During the 2015 oil supply glut, there has been a massive focus on the U.S. rig count number. As shown in the chart below, the rig count fell to its lowest level in late June 2016. It took a fairly long time for these rig count to touch this level--just under one year.

Oil Chart

The same rig count measure has started to fall from its peak level now, but we are still nowhere close enough to find the same level—the level that pushed oil prices higher back in 2016. To put things in perspective, the U.S. total rig count is down (from its December 2018 peak) 51%, but it is still up over 25% from its recent low. The interesting element about rig count is that it doesn’t work like a light switch, meaning they don’t go down or up instantly. It takes time for rigs to go offline due to the complexities in nature of the business such as terms of contracts and rigs’ operation level.

Oil Chart Quarterly

The Estimate

In my estimate, I believe that it is highly likely that it may take another month or two for the rig count number to reach the previous level. In terms of price, unfortunately, it means lower price levels.

Scenario Analysis

In terms of technical price levels, here are some important support and resistance levels based on short-term (4 to7 months) time frame.
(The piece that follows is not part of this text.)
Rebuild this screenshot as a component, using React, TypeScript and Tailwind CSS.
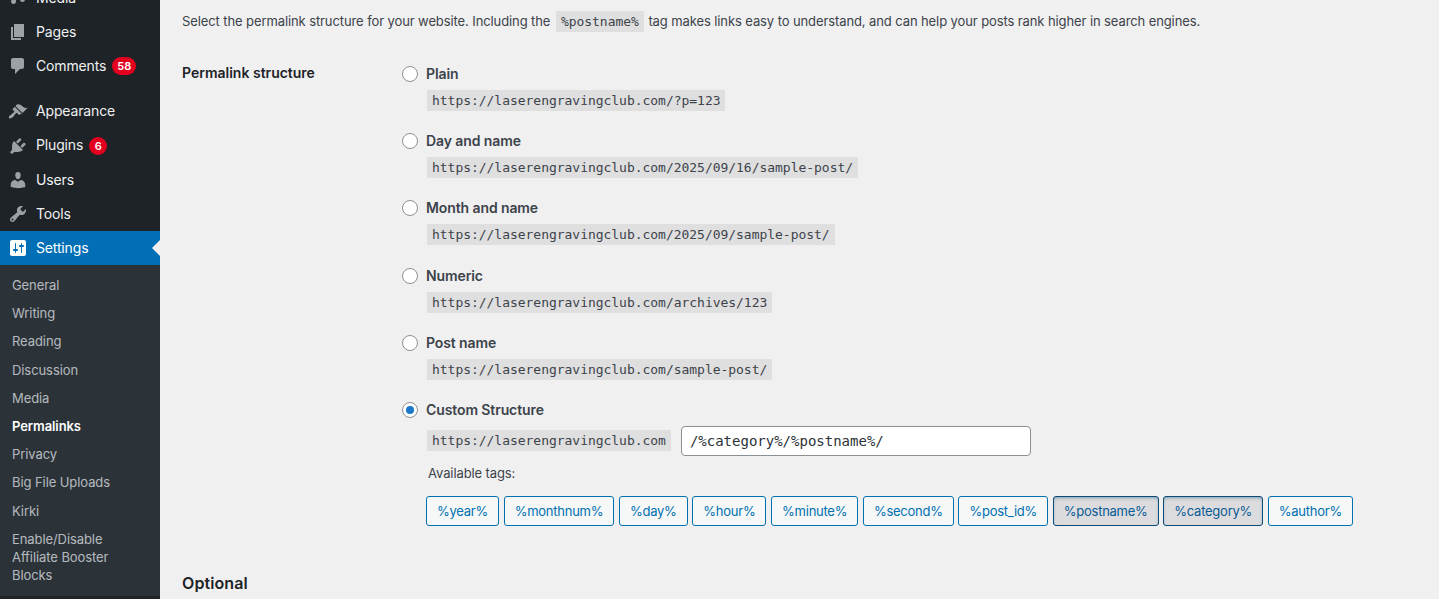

If the price falls to $13 to $16 range (which it already has), the upside range could be $20 to $23.

If the price falls to $10 to $13, a likely scenario, the immediate ceiling level could be $15 to $18.

Bottom Line

The bottom line is that there is no doubt that oil prices are way oversold at the current level, but given the circumstances, it is likely that the price may continue to fall further because the rig count hasn’t touched its bottom yet. But for an investor who holds a long term perspective, a time frame of 12 months to 24 months, the current plunge in oil price represents an opportunity.